## STATED TASK
Wherever the string "with" appears in a line, extract that line.

## INPUT
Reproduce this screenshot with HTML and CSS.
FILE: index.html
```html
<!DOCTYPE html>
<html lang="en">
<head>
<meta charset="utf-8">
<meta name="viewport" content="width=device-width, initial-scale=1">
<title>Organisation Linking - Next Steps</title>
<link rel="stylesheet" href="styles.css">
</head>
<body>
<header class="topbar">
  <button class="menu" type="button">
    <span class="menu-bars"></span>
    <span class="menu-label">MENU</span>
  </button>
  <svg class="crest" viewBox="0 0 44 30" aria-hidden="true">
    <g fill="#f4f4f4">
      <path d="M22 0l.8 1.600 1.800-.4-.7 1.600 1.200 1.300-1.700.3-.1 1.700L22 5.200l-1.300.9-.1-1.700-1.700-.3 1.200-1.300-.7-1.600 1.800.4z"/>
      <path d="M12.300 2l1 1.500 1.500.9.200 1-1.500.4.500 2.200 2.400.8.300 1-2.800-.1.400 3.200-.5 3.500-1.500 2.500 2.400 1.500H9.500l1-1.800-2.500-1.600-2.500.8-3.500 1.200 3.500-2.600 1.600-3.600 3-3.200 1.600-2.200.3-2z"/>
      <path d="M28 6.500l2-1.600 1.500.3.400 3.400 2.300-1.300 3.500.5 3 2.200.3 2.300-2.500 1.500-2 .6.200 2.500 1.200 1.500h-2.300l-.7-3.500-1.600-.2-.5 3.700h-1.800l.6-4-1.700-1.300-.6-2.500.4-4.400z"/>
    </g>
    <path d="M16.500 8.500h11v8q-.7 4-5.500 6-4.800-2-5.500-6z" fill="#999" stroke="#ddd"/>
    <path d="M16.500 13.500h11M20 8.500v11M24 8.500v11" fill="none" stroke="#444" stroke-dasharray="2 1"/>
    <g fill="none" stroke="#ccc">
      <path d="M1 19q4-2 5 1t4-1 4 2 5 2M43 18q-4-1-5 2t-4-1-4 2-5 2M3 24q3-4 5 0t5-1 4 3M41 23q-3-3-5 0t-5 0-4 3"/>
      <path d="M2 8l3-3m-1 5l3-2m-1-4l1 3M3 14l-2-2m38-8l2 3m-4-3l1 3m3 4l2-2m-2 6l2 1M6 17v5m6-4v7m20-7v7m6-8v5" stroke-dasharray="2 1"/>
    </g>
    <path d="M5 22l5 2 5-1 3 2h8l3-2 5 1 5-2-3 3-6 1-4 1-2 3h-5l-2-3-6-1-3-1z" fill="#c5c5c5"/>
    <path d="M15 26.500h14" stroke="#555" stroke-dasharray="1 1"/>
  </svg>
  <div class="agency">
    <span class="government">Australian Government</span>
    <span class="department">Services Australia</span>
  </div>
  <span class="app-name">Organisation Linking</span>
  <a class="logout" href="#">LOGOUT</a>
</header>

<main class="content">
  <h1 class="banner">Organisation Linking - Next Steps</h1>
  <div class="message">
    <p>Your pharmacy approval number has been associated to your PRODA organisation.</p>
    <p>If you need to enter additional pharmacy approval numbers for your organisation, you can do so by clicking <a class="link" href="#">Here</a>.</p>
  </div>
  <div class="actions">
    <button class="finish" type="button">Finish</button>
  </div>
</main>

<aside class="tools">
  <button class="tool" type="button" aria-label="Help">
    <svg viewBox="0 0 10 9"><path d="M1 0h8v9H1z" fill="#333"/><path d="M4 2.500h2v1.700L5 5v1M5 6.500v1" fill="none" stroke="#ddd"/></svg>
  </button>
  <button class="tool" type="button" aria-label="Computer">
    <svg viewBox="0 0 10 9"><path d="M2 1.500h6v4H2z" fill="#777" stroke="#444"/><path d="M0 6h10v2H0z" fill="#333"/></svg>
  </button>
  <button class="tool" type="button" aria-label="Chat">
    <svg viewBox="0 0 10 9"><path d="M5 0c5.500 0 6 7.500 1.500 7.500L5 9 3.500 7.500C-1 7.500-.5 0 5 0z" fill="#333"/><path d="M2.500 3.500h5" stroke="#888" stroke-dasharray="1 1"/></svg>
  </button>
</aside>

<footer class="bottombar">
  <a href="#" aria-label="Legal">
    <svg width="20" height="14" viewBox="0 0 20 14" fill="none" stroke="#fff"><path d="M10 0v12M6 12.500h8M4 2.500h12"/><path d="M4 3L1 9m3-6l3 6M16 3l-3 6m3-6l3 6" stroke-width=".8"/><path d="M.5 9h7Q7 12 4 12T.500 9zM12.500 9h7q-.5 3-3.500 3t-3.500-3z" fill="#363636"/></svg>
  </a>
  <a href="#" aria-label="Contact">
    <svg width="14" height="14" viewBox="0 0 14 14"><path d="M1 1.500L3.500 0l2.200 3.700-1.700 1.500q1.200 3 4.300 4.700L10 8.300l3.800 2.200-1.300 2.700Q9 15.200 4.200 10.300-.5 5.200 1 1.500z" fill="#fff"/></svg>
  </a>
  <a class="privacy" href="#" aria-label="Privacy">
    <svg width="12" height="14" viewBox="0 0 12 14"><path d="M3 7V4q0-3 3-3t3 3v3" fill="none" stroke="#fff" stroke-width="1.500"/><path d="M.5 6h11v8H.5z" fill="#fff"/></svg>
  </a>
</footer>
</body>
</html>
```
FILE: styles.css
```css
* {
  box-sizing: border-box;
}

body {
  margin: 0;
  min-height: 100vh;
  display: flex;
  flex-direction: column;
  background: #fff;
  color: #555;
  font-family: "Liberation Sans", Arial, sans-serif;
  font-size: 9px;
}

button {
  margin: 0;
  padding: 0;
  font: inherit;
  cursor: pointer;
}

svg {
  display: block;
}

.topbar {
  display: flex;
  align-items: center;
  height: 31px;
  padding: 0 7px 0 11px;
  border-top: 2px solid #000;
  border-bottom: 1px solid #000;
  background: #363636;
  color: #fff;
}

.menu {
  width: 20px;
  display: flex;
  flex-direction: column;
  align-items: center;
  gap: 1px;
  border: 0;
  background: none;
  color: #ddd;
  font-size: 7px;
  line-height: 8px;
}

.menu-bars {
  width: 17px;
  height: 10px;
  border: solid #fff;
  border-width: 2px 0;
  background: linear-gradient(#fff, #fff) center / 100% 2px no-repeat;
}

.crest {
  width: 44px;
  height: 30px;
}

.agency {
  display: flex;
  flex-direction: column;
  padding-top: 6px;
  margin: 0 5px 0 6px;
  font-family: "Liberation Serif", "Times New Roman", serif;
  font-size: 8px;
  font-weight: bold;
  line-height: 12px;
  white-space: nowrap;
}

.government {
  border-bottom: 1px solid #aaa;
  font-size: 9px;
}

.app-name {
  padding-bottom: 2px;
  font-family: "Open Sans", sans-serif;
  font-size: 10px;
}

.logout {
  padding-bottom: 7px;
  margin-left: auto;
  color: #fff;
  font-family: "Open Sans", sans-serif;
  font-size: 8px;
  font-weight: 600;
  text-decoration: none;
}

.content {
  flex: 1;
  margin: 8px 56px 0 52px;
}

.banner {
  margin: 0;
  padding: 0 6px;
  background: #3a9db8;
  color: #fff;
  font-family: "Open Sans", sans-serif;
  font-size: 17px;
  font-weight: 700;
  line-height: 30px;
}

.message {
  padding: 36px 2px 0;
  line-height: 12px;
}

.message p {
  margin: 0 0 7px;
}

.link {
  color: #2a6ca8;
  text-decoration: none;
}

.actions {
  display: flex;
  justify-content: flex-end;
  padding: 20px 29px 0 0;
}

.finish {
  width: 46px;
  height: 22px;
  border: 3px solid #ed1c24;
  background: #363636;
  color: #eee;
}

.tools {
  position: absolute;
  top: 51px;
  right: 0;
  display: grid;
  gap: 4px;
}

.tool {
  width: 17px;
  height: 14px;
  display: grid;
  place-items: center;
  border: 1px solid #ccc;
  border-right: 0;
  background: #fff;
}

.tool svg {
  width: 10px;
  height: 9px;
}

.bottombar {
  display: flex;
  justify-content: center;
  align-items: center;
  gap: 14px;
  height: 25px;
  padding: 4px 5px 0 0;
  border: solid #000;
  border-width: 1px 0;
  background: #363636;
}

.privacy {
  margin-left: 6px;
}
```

---

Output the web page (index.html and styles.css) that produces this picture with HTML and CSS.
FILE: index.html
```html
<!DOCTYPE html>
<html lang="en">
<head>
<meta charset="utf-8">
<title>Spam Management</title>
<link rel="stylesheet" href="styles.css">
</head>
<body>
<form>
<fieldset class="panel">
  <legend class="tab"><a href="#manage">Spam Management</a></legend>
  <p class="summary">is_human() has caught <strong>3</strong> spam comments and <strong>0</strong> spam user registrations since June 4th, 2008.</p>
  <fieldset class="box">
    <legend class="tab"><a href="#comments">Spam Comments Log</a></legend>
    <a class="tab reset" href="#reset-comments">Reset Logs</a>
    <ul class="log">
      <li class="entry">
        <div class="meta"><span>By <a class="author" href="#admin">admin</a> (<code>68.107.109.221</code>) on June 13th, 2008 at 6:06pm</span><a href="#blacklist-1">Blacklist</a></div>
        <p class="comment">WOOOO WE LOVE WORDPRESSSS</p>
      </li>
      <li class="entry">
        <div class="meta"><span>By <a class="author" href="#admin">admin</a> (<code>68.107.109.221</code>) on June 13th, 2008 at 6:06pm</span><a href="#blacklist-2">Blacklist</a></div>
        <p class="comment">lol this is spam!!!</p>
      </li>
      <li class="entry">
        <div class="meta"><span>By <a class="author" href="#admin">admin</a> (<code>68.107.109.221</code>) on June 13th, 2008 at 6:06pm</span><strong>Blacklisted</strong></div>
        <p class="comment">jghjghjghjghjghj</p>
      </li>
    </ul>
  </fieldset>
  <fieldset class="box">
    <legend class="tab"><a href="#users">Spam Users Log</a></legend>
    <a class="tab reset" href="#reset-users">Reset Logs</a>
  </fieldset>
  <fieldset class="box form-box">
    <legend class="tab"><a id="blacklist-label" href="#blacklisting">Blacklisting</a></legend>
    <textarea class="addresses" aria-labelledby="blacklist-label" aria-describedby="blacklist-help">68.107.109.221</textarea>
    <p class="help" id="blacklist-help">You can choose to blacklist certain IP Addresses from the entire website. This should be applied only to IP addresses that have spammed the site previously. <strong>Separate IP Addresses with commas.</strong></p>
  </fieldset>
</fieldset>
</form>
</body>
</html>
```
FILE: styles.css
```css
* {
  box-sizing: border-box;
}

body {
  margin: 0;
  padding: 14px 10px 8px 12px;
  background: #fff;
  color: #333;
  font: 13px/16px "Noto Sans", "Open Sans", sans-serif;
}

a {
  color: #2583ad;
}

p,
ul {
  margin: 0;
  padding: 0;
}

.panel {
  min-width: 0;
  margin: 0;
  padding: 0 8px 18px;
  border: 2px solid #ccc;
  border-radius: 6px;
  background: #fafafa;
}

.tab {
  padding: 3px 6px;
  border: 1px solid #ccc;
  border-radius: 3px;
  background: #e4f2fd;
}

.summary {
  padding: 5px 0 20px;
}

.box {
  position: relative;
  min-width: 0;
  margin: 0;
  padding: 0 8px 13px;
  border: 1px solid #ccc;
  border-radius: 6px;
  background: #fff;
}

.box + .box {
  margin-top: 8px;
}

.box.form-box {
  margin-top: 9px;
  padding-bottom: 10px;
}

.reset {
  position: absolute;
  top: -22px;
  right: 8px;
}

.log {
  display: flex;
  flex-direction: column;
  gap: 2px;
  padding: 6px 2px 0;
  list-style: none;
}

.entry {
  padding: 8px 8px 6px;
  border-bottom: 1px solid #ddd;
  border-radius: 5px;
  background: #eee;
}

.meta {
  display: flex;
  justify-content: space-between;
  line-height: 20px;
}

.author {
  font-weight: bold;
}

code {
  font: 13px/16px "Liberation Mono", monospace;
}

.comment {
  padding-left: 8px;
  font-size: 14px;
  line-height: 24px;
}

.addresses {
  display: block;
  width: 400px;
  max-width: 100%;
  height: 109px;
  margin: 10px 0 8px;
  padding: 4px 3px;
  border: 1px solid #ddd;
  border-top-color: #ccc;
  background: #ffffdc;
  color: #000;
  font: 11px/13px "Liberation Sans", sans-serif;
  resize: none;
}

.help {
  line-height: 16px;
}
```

--

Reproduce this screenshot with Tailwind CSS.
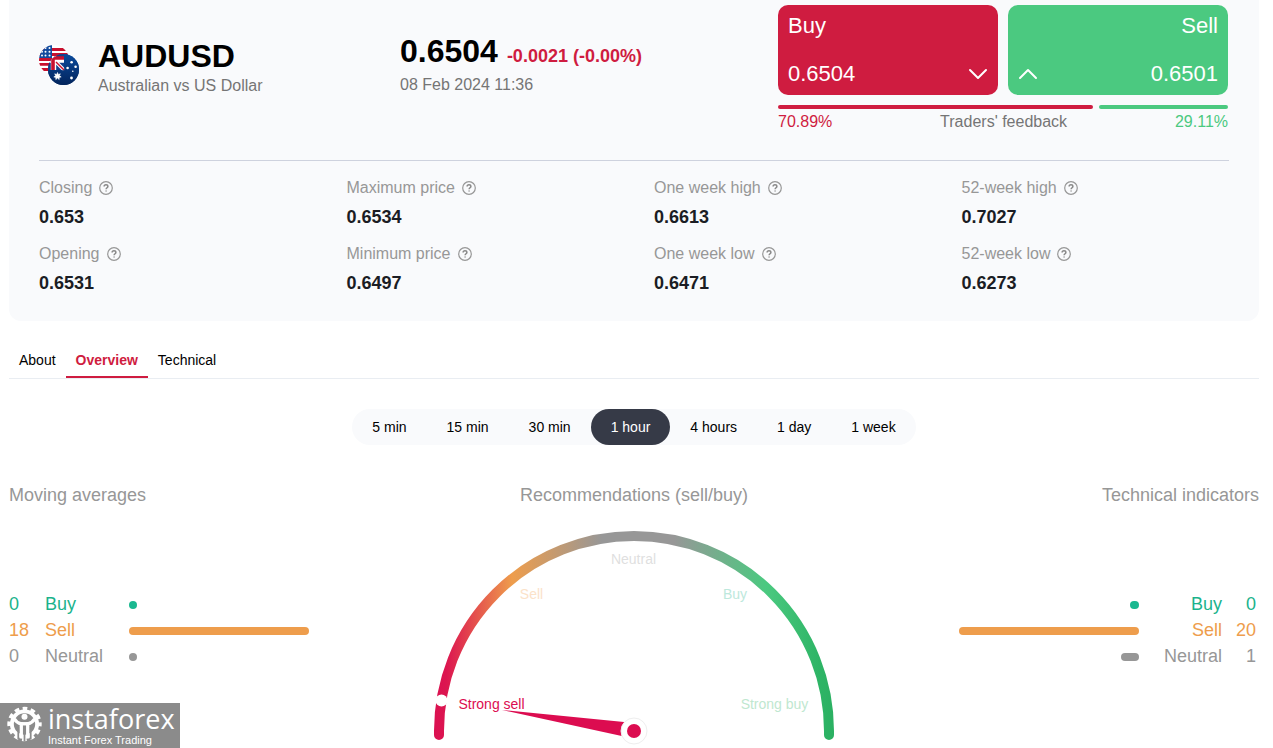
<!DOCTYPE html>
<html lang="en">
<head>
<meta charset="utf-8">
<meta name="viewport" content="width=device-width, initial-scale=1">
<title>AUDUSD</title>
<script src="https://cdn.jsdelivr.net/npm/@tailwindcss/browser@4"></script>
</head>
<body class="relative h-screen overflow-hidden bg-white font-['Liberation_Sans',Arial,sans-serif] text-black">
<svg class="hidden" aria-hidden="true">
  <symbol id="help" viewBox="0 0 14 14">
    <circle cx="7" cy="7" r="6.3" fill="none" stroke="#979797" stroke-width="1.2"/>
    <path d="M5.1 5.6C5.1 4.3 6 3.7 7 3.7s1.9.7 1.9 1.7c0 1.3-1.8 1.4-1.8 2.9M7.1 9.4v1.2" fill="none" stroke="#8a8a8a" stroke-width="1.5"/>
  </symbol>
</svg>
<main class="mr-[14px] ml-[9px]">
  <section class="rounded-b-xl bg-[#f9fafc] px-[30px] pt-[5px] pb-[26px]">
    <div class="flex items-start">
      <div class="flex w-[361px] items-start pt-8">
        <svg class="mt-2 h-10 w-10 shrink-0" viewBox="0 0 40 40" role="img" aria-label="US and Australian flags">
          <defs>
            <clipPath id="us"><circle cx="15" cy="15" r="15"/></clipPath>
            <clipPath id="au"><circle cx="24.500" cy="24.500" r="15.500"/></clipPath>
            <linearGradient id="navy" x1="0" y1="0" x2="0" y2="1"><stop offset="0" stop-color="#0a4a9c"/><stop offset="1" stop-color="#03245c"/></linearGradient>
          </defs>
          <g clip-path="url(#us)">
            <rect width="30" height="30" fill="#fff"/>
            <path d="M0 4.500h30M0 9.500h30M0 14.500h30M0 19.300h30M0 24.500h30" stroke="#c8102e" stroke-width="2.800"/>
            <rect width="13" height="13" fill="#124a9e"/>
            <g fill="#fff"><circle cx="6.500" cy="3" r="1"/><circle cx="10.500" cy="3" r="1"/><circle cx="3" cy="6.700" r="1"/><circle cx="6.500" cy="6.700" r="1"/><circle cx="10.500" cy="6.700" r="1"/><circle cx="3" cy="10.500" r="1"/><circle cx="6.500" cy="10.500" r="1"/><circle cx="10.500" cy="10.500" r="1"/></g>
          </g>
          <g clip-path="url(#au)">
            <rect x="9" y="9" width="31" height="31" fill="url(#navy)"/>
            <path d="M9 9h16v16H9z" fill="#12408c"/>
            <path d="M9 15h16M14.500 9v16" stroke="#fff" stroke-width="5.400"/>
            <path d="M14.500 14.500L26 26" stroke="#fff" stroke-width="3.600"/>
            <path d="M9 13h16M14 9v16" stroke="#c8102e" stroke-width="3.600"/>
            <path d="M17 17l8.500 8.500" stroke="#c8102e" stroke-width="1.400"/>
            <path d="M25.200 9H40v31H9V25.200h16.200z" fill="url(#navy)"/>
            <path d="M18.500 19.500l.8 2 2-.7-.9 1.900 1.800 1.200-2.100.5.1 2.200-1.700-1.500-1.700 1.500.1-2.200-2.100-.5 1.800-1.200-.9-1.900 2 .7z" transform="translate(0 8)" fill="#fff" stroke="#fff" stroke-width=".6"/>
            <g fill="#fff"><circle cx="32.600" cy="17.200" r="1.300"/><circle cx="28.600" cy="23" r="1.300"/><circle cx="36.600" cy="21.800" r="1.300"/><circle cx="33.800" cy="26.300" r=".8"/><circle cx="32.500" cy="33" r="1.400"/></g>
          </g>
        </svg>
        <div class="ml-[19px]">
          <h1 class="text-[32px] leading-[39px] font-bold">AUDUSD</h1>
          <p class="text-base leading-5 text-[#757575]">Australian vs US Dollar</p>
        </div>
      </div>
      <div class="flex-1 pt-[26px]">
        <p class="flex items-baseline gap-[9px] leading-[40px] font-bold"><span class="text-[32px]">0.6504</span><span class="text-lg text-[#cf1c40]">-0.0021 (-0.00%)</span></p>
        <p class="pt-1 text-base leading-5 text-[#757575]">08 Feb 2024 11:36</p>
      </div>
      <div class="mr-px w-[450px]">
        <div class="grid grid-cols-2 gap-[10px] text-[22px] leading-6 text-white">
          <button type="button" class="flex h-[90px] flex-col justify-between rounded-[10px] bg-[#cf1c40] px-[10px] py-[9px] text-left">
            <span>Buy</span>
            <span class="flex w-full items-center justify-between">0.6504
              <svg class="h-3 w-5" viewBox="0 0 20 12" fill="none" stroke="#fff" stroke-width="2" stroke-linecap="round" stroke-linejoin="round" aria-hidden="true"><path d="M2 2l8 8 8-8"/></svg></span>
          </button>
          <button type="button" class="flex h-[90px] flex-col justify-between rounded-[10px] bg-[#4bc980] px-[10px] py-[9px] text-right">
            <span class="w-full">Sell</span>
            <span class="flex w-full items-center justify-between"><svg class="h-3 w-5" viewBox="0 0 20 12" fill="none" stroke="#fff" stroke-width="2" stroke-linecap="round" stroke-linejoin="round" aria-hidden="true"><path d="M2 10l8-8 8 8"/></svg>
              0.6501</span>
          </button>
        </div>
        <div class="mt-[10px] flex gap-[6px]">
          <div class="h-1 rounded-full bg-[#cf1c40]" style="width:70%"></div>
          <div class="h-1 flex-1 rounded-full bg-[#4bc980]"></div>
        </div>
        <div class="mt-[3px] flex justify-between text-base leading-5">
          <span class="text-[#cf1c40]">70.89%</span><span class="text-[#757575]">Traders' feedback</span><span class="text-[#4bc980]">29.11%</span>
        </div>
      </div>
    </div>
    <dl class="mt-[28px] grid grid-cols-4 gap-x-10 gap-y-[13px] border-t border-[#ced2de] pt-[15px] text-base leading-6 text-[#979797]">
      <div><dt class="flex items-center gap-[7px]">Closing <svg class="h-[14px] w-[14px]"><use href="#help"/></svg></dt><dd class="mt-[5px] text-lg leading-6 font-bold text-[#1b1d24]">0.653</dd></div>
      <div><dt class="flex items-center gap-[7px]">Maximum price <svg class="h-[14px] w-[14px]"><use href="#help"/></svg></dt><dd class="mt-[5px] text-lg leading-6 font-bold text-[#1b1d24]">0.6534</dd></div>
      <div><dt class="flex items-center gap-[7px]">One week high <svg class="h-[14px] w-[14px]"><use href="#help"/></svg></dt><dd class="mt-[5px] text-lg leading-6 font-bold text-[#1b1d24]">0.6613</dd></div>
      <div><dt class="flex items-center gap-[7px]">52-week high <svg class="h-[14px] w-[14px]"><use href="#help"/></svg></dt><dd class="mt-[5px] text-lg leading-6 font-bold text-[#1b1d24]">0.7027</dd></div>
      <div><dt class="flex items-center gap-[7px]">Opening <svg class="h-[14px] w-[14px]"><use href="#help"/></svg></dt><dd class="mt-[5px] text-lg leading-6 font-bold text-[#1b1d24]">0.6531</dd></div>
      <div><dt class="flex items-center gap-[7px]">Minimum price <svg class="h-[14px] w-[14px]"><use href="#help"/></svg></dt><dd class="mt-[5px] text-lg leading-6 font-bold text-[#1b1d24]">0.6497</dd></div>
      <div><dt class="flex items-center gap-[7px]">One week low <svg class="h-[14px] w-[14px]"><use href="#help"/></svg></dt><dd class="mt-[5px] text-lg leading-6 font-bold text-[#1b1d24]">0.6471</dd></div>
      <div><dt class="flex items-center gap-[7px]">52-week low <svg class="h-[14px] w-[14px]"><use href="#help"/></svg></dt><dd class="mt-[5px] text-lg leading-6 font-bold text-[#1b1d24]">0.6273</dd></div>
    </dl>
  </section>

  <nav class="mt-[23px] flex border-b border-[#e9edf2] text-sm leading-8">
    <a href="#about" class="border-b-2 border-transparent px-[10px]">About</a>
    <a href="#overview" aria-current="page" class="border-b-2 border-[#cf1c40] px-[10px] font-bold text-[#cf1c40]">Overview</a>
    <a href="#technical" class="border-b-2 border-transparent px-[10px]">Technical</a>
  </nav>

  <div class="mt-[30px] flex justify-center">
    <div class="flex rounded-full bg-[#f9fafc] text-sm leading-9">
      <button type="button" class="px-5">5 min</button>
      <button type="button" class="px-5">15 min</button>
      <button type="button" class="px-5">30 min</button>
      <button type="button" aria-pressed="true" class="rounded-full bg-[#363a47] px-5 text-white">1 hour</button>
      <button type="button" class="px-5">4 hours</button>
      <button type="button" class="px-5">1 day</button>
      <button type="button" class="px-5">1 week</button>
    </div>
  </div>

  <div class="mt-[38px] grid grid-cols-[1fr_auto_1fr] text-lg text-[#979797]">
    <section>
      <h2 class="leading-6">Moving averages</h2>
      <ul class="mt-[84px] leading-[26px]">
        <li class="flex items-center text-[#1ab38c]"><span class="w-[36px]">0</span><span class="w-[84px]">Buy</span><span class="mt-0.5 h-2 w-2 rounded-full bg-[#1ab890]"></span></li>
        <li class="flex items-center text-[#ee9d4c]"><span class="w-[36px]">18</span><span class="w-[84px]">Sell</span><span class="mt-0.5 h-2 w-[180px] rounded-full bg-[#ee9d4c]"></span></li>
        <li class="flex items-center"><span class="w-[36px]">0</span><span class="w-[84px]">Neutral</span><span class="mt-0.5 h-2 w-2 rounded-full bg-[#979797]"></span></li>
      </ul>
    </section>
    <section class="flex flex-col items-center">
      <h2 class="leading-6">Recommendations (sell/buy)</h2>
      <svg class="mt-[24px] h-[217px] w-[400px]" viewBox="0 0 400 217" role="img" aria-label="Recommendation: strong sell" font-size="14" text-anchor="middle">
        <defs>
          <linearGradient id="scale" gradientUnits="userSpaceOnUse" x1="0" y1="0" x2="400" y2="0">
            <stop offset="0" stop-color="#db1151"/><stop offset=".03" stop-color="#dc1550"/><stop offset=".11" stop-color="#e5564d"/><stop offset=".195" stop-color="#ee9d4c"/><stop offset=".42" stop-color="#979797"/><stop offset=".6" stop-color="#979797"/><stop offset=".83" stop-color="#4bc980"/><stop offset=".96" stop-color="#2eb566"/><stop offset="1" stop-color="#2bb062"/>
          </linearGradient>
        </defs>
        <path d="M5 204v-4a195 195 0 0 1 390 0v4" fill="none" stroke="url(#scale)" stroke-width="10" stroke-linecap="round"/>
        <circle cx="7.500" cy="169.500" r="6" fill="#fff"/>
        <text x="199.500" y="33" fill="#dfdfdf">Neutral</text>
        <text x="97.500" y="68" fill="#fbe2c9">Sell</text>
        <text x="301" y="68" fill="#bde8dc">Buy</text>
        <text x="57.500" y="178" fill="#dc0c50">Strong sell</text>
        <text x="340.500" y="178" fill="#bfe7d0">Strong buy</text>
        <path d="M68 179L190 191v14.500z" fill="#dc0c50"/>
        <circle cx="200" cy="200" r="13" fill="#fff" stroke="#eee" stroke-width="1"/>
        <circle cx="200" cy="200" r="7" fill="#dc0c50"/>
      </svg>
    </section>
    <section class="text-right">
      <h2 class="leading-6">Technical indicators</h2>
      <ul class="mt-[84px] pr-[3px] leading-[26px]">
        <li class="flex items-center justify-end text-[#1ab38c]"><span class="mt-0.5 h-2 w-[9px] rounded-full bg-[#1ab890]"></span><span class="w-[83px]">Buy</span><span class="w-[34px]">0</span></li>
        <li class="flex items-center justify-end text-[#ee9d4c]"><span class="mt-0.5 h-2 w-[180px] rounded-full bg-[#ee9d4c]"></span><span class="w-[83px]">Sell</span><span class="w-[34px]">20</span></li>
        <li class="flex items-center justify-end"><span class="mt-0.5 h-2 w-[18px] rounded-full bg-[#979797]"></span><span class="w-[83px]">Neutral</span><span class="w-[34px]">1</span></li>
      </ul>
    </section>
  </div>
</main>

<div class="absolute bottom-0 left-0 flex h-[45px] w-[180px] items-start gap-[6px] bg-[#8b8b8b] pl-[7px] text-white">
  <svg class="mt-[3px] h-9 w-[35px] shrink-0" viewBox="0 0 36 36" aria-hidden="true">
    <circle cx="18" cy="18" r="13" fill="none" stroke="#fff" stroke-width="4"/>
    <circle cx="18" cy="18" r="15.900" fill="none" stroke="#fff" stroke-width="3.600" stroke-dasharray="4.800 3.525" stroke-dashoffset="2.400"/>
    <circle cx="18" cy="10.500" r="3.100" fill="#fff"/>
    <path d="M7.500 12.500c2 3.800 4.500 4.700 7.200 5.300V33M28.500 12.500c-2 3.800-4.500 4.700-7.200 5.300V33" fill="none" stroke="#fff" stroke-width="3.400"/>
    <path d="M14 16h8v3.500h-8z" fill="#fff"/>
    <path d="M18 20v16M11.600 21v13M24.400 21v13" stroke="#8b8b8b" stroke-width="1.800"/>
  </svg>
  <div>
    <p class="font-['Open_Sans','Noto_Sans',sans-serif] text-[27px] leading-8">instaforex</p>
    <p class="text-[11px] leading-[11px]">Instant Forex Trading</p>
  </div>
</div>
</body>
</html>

## SOLVED EXERCISE
Reproduce this screenshot with HTML and CSS.
Output the web page (index.html and styles.css) that produces this picture with HTML and CSS.
    <p class="help" id="blacklist-help">You can choose to blacklist certain IP Addresses from the entire website. This should be applied only to IP addresses that have spammed the site previously. <strong>Separate IP Addresses with commas.</strong></p>
Reproduce this screenshot with Tailwind CSS.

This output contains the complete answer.